Finding the Angular Velocity of a Merry-Go-Round

[PeachBanana]

Homework Statement

A person of mass 71 kg stands at the center of a rotating merry-go-round platform of radius 3.2 m and moment of inertia 920 kg * m^2 . The platform rotates without friction with angular /velocity 1.7 rad./s. The person walks radially to the edge of the platform.

Homework Equations

ω^2 * r = α

The Attempt at a Solution

The first question I asked myself was, "How long did it take him to walk to the edge of the platform?"

I found α to be ≈ 29.59 rad./s but I'm having trouble finding an equation relating this to time. I don't know θ and don't know ω final. Is there another way I should be looking at this?

 

[cepheid]

Homework Statement

A person of mass 71 kg stands at the center of a rotating merry-go-round platform of radius 3.2 m and moment of inertia 920 kg * m^2 . The platform rotates without friction with angular /velocity 1.7 rad./s. The person walks radially to the edge of the platform.

You haven't stated here what the problem is.

 

[PeachBanana]

I guess that would be a slight problem! The question being asked:

Calculate the angular velocity when the person reaches the edge.

 

[cepheid]

I think if you just compute the change in moment of inertia due to having the person on the edge rather than at the centre of rotation, then you can use conservation of angular momentum to find the answer.

 

[PeachBanana]

Okay, that makes sense. I think I calculated "I" incorrectly.

I said the initial moment of inertia was 920 kg * m^2. Then I thought the final "I" value would be (I assumed this merry-go-round was a solid cylinder) 1/2 (3.2 m)^2 (71 kg) ≈ 363.5 kg * m^2.

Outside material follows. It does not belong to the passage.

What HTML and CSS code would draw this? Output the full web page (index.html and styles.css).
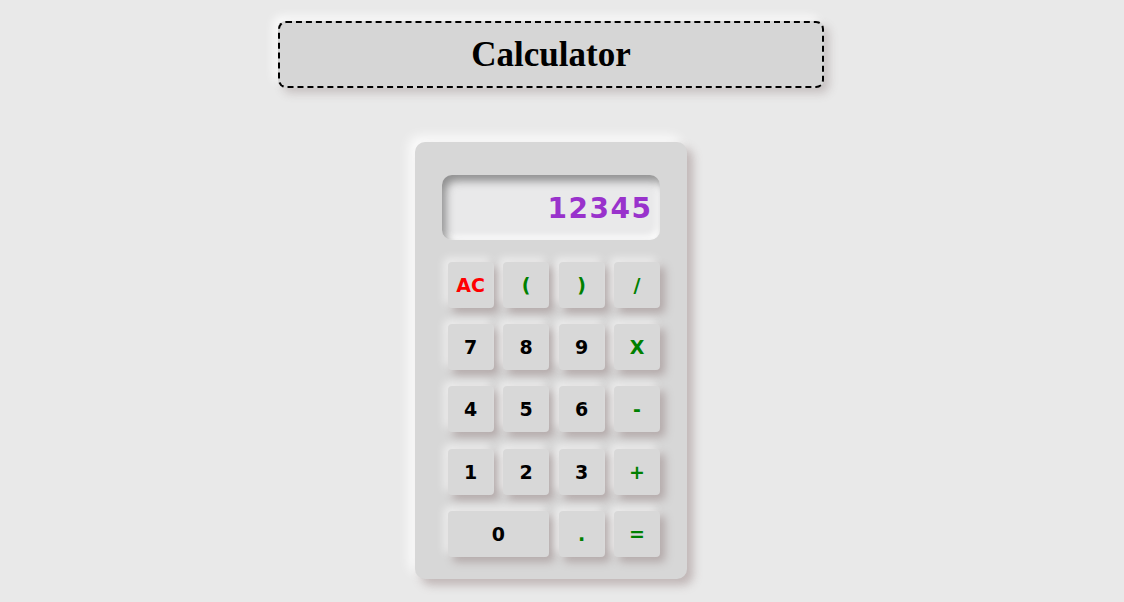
FILE: index.html
```html
<!DOCTYPE html>
<html>
<head>
<meta charset="utf-8">
<link rel="stylesheet" href="styles.css">
</head>
<body>
<div class="page">
  <h1 class="title">Calculator</h1>
  <div class="calc">
    <div class="display">12345</div>
    <div class="keys">
      <button class="key red">AC</button>
      <button class="key op">(</button>
      <button class="key op">)</button>
      <button class="key op">/</button>
      <button class="key">7</button>
      <button class="key">8</button>
      <button class="key">9</button>
      <button class="key op">X</button>
      <button class="key">4</button>
      <button class="key">5</button>
      <button class="key">6</button>
      <button class="key op">-</button>
      <button class="key">1</button>
      <button class="key">2</button>
      <button class="key">3</button>
      <button class="key op">+</button>
      <button class="key wide">0</button>
      <button class="key op">.</button>
      <button class="key op">=</button>
    </div>
  </div>
</div>
</body>
</html>
```
FILE: styles.css
```css
html, body {
  margin: 0;
  padding: 0;
  background: #e9e9e9;
}
.page {
  width: 1099px;
  height: 602px;
  display: flex;
  flex-direction: column;
  align-items: center;
  overflow: hidden;
}
.title {
  box-sizing: border-box;
  width: 546px;
  height: 67px;
  margin: 21px 0 0 3px;
  border: 2px dashed #000;
  border-radius: 8px;
  background: #d6d6d6;
  box-shadow: 5px 5px 10px rgba(120, 100, 100, 0.3), -5px -5px 10px rgba(255, 255, 255, 0.8);
  font-family: "Liberation Serif", serif;
  font-size: 35px;
  font-weight: bold;
  color: #000;
  display: flex;
  align-items: center;
  justify-content: center;
  padding-top: 1px;
}
.calc {
  box-sizing: border-box;
  width: 272px;
  height: 437px;
  margin: 54px 0 0 2px;
  background: #d7d7d7;
  border-radius: 10px;
  box-shadow: 6px 6px 10px rgba(130, 105, 105, 0.4), -6px -6px 12px rgba(255, 255, 255, 0.85);
  padding: 33px 27px 0 27px;
}
.display {
  box-sizing: border-box;
  height: 65px;
  width: 218px;
  border-radius: 10px;
  background: #e9e9ea;
  box-shadow: inset 4px 6px 8px rgba(70, 70, 70, 0.55), inset -3px -4px 6px rgba(255, 255, 255, 0.9);
  font-family: "DejaVu Sans", Verdana, sans-serif;
  font-weight: bold;
  font-size: 28px;
  letter-spacing: 1.5px;
  color: #9932cc;
  display: flex;
  align-items: center;
  justify-content: flex-end;
  padding: 2px 7px 0 0;
}
.keys {
  margin: 22px 0 0 6px;
  display: grid;
  grid-template-columns: repeat(4, 46px);
  grid-auto-rows: 46px;
  column-gap: 9.5px;
  row-gap: 16.2px;
}
.key {
  border: none;
  margin: 0;
  padding: 0;
  border-radius: 4px;
  background: #d8d8d8;
  box-shadow: 5px 5px 9px rgba(125, 100, 100, 0.4), -4px -4px 9px rgba(255, 255, 255, 0.6);
  font-family: "DejaVu Sans", Verdana, sans-serif;
  font-weight: bold;
  font-size: 19px;
  color: #000;
  display: flex;
  align-items: center;
  justify-content: center;
}
.key.op {
  color: #008000;
}
.key.red {
  color: #ff0000;
}
.key.wide {
  grid-column: span 2;
}
```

L initial = (920 kg * m^2)(1.7 rad./s)
L initial ≈ 1564 kg * m^2/s

1564 kg * m^2/s = 363.52 m^2 * kg * ω
ω ≈ 4.30 rad./s

 

[cepheid]

Okay, that makes sense. I think I calculated "I" incorrectly.

I said the initial moment of inertia was 920 kg * m^2. Then I thought the final "I" value would be (I assumed this merry-go-round was a solid cylinder) 1/2 (3.2 m)^2 (71 kg) ≈ 363.5 kg * m^2.

I'm quite puzzled by what you are attempting here. The moment of inertia of the merry-go-round itself is given in the problem. It's 920 kg m². You do not have to compute it. So why are you trying to?

Also, if the calculation you posted was supposed to be a calculation of the moment of inertia of the merry-go-round, then why did you use the mass of the person in the calculations?

What you have to do is find the change in the moment of inertia of the overall system (merry-go-round + person) given that the person moves from the centre of rotation to the edge. For this purpose, I think you can probably treat the person as a point mass.

 

[PeachBanana]

Okay. I understand that much better. I was trying to calculate the change in the moment of inertia but went about it the completely wrong way.